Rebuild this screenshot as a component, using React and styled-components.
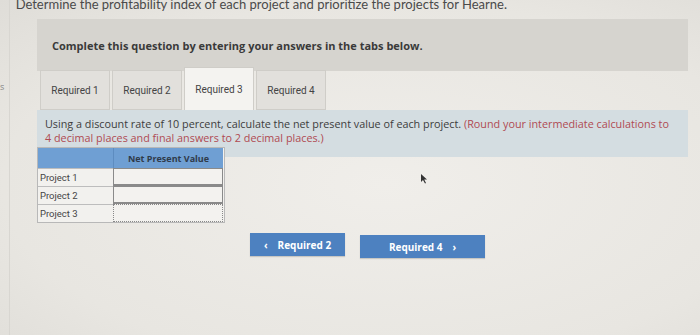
import React from 'react';
import styled, { createGlobalStyle } from 'styled-components';

const Global = createGlobalStyle`
  html, body { margin: 0; padding: 0; }
  body {
    width: 700px;
    height: 335px;
    overflow: hidden;
    background: #e9e7e2;
    font-family: 'Open Sans', 'Liberation Sans', sans-serif;
  }
`;

const Page = styled.div`
  position: relative;
  width: 700px;
  height: 335px;
  overflow: hidden;
  display: flex;
  background: radial-gradient(ellipse at 55% 55%, #f0eeea 0%, #e8e6e1 70%, #dfddd8 100%);
`;

const SideStrip = styled.div`
  width: 10px;
  flex-shrink: 0;
  border-right: 1px solid #d8d6d1;
  display: flex;
  align-items: flex-start;
  padding-top: 80px;
  box-sizing: border-box;
  font-size: 9px;
  color: #888;
`;

const Main = styled.div`
  flex: 1;
  display: flex;
  flex-direction: column;
  padding-left: 27px;
`;

const Intro = styled.div`
  margin-top: -4px;
  width: 470px;
  height: 15px;
  display: flex;
  justify-content: flex-end;
  font-family: 'Lato', 'Open Sans', sans-serif;
  font-size: 13px;
  color: #4a4a4a;
  white-space: nowrap;
`;

const Banner = styled.div`
  margin-top: 8px;
  width: 651px;
  height: 52px;
  background: #d6d4cf;
  display: flex;
  align-items: center;
  padding-left: 15px;
  box-sizing: border-box;
  font-size: 11px;
  font-weight: 700;
  color: #3a3a3a;
`;

const Tabs = styled.div`
  display: flex;
  gap: 2px;
  margin-top: -4px;
  padding-left: 3px;
  align-items: flex-end;
`;

const Tab = styled.div`
  width: 70px;
  height: ${p => (p.$active ? '43px' : '40px')};
  box-sizing: border-box;
  background: ${p => (p.$active ? '#f4f3f0' : '#e2e0dc')};
  border: 1px solid #cfcdc8;
  border-bottom: ${p => (p.$active ? 'none' : '1px solid #cfcdc8')};
  display: flex;
  align-items: center;
  justify-content: center;
  font-size: 10px;
  color: #444;
  font-family: 'Roboto', sans-serif;
`;

const Info = styled.div`
  width: 651px;
  height: 47px;
  background: #d4dde1;
  box-sizing: border-box;
  padding: 7px 8px 0 8px;
  font-size: 10.8px;
  line-height: 13.5px;
  color: #3c3c3c;
  white-space: nowrap;
`;

const Red = styled.span`
  color: #b04a52;
`;

const Table = styled.div`
  margin-top: -10px;
  width: 186px;
  display: grid;
  grid-template-columns: 75px 110px;
  border: 1px solid #b8b8b8;
  background: #f2f1ee;
`;

const HeadCell = styled.div`
  height: 20px;
  background: #6f9fd3;
  font-size: 9px;
  font-weight: 700;
  color: #2f3b4a;
  display: flex;
  align-items: center;
  justify-content: center;
  border-left: ${p => (p.$second ? '1px solid #5d8cc0' : 'none')};
`;

const RowLabel = styled.div`
  height: 17px;
  display: flex;
  align-items: center;
  padding-left: 2px;
  font-size: 9.5px;
  color: #444;
  border-top: 1px solid #bdbdbd;
  font-family: 'Roboto', sans-serif;
`;

const InputCell = styled.div`
  height: 18px;
  box-sizing: border-box;
  border: ${p => (p.$dotted ? '1px dotted #888' : '1px solid #8a8a8a')};
  border-bottom-width: ${p => (p.$dotted ? '1px' : '2px')};
  background: #f3f2ef;
`;

const Buttons = styled.div`
  display: flex;
  gap: 15px;
  margin-top: 10px;
  padding-left: 213px;
`;

const NavButton = styled.div`
  width: ${p => p.$w}px;
  height: 23px;
  margin-top: ${p => p.$dy || 0}px;
  background: #4d81c0;
  color: #fff;
  font-size: 10px;
  font-weight: 700;
  display: flex;
  align-items: center;
  justify-content: center;
  gap: 10px;
  box-shadow: 0 1px 1px rgba(0,0,0,0.15);
`;

const Cursor = styled.svg`
  position: absolute;
  left: 420px;
  top: 174px;
`;

export default function App() {
  return (
    <Page>
      <Global />
      <SideStrip>s</SideStrip>
      <Main>
        <Intro>
          <span>Determine the profitability index of each project and prioritize the projects for Hearne.</span>
        </Intro>
        <Banner>Complete this question by entering your answers in the tabs below.</Banner>
        <Tabs>
          <Tab>Required 1</Tab>
          <Tab>Required 2</Tab>
          <Tab $active>Required 3</Tab>
          <Tab>Required 4</Tab>
        </Tabs>
        <Info>
          Using a discount rate of 10 percent, calculate the net present value of each project.{' '}
          <Red>(Round your intermediate calculations to</Red>
          <br />
          <Red>4 decimal places and final answers to 2 decimal places.)</Red>
        </Info>
        <Table>
          <HeadCell />
          <HeadCell $second>Net Present Value</HeadCell>
          <RowLabel>Project 1</RowLabel>
          <InputCell />
          <RowLabel>Project 2</RowLabel>
          <InputCell />
          <RowLabel>Project 3</RowLabel>
          <InputCell $dotted />
        </Table>
        <Buttons>
          <NavButton $w={95}><span>‹</span><span>Required 2</span></NavButton>
          <NavButton $w={125} $dy={2}><span>Required 4</span><span>›</span></NavButton>
        </Buttons>
      </Main>
      <Cursor width="8" height="10" viewBox="0 0 8 10">
        <path d="M1 0 L1 8 L3 6 L5 9.5 L6 9 L4.2 5.6 L7 5.6 Z" fill="#333" />
      </Cursor>
    </Page>
  );
}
* * *
**WHAT THE TASK REQUIRES**
Reproduce the full listing above verbatim, with no pictures included.

**OUTPUT FOR THIS EXERCISE**
Rebuild this screenshot as a component, using React and styled-components.
import React from 'react';
import styled, { createGlobalStyle } from 'styled-components';

const Global = createGlobalStyle`
  html, body { margin: 0; padding: 0; }
  body {
    width: 700px;
    height: 335px;
    overflow: hidden;
    background: #e9e7e2;
    font-family: 'Open Sans', 'Liberation Sans', sans-serif;
  }
`;

const Page = styled.div`
  position: relative;
  width: 700px;
  height: 335px;
  overflow: hidden;
  display: flex;
  background: radial-gradient(ellipse at 55% 55%, #f0eeea 0%, #e8e6e1 70%, #dfddd8 100%);
`;

const SideStrip = styled.div`
  width: 10px;
  flex-shrink: 0;
  border-right: 1px solid #d8d6d1;
  display: flex;
  align-items: flex-start;
  padding-top: 80px;
  box-sizing: border-box;
  font-size: 9px;
  color: #888;
`;

const Main = styled.div`
  flex: 1;
  display: flex;
  flex-direction: column;
  padding-left: 27px;
`;

const Intro = styled.div`
  margin-top: -4px;
  width: 470px;
  height: 15px;
  display: flex;
  justify-content: flex-end;
  font-family: 'Lato', 'Open Sans', sans-serif;
  font-size: 13px;
  color: #4a4a4a;
  white-space: nowrap;
`;

const Banner = styled.div`
  margin-top: 8px;
  width: 651px;
  height: 52px;
  background: #d6d4cf;
  display: flex;
  align-items: center;
  padding-left: 15px;
  box-sizing: border-box;
  font-size: 11px;
  font-weight: 700;
  color: #3a3a3a;
`;

const Tabs = styled.div`
  display: flex;
  gap: 2px;
  margin-top: -4px;
  padding-left: 3px;
  align-items: flex-end;
`;

const Tab = styled.div`
  width: 70px;
  height: ${p => (p.$active ? '43px' : '40px')};
  box-sizing: border-box;
  background: ${p => (p.$active ? '#f4f3f0' : '#e2e0dc')};
  border: 1px solid #cfcdc8;
  border-bottom: ${p => (p.$active ? 'none' : '1px solid #cfcdc8')};
  display: flex;
  align-items: center;
  justify-content: center;
  font-size: 10px;
  color: #444;
  font-family: 'Roboto', sans-serif;
`;

const Info = styled.div`
  width: 651px;
  height: 47px;
  background: #d4dde1;
  box-sizing: border-box;
  padding: 7px 8px 0 8px;
  font-size: 10.8px;
  line-height: 13.5px;
  color: #3c3c3c;
  white-space: nowrap;
`;

const Red = styled.span`
  color: #b04a52;
`;

const Table = styled.div`
  margin-top: -10px;
  width: 186px;
  display: grid;
  grid-template-columns: 75px 110px;
  border: 1px solid #b8b8b8;
  background: #f2f1ee;
`;

const HeadCell = styled.div`
  height: 20px;
  background: #6f9fd3;
  font-size: 9px;
  font-weight: 700;
  color: #2f3b4a;
  display: flex;
  align-items: center;
  justify-content: center;
  border-left: ${p => (p.$second ? '1px solid #5d8cc0' : 'none')};
`;

const RowLabel = styled.div`
  height: 17px;
  display: flex;
  align-items: center;
  padding-left: 2px;
  font-size: 9.5px;
  color: #444;
  border-top: 1px solid #bdbdbd;
  font-family: 'Roboto', sans-serif;
`;

const InputCell = styled.div`
  height: 18px;
  box-sizing: border-box;
  border: ${p => (p.$dotted ? '1px dotted #888' : '1px solid #8a8a8a')};
  border-bottom-width: ${p => (p.$dotted ? '1px' : '2px')};
  background: #f3f2ef;
`;

const Buttons = styled.div`
  display: flex;
  gap: 15px;
  margin-top: 10px;
  padding-left: 213px;
`;

const NavButton = styled.div`
  width: ${p => p.$w}px;
  height: 23px;
  margin-top: ${p => p.$dy || 0}px;
  background: #4d81c0;
  color: #fff;
  font-size: 10px;
  font-weight: 700;
  display: flex;
  align-items: center;
  justify-content: center;
  gap: 10px;
  box-shadow: 0 1px 1px rgba(0,0,0,0.15);
`;

const Cursor = styled.svg`
  position: absolute;
  left: 420px;
  top: 174px;
`;

export default function App() {
  return (
    <Page>
      <Global />
      <SideStrip>s</SideStrip>
      <Main>
        <Intro>
          <span>Determine the profitability index of each project and prioritize the projects for Hearne.</span>
        </Intro>
        <Banner>Complete this question by entering your answers in the tabs below.</Banner>
        <Tabs>
          <Tab>Required 1</Tab>
          <Tab>Required 2</Tab>
          <Tab $active>Required 3</Tab>
          <Tab>Required 4</Tab>
        </Tabs>
        <Info>
          Using a discount rate of 10 percent, calculate the net present value of each project.{' '}
          <Red>(Round your intermediate calculations to</Red>
          <br />
          <Red>4 decimal places and final answers to 2 decimal places.)</Red>
        </Info>
        <Table>
          <HeadCell />
          <HeadCell $second>Net Present Value</HeadCell>
          <RowLabel>Project 1</RowLabel>
          <InputCell />
          <RowLabel>Project 2</RowLabel>
          <InputCell />
          <RowLabel>Project 3</RowLabel>
          <InputCell $dotted />
        </Table>
        <Buttons>
          <NavButton $w={95}><span>‹</span><span>Required 2</span></NavButton>
          <NavButton $w={125} $dy={2}><span>Required 4</span><span>›</span></NavButton>
        </Buttons>
      </Main>
      <Cursor width="8" height="10" viewBox="0 0 8 10">
        <path d="M1 0 L1 8 L3 6 L5 9.5 L6 9 L4.2 5.6 L7 5.6 Z" fill="#333" />
      </Cursor>
    </Page>
  );
}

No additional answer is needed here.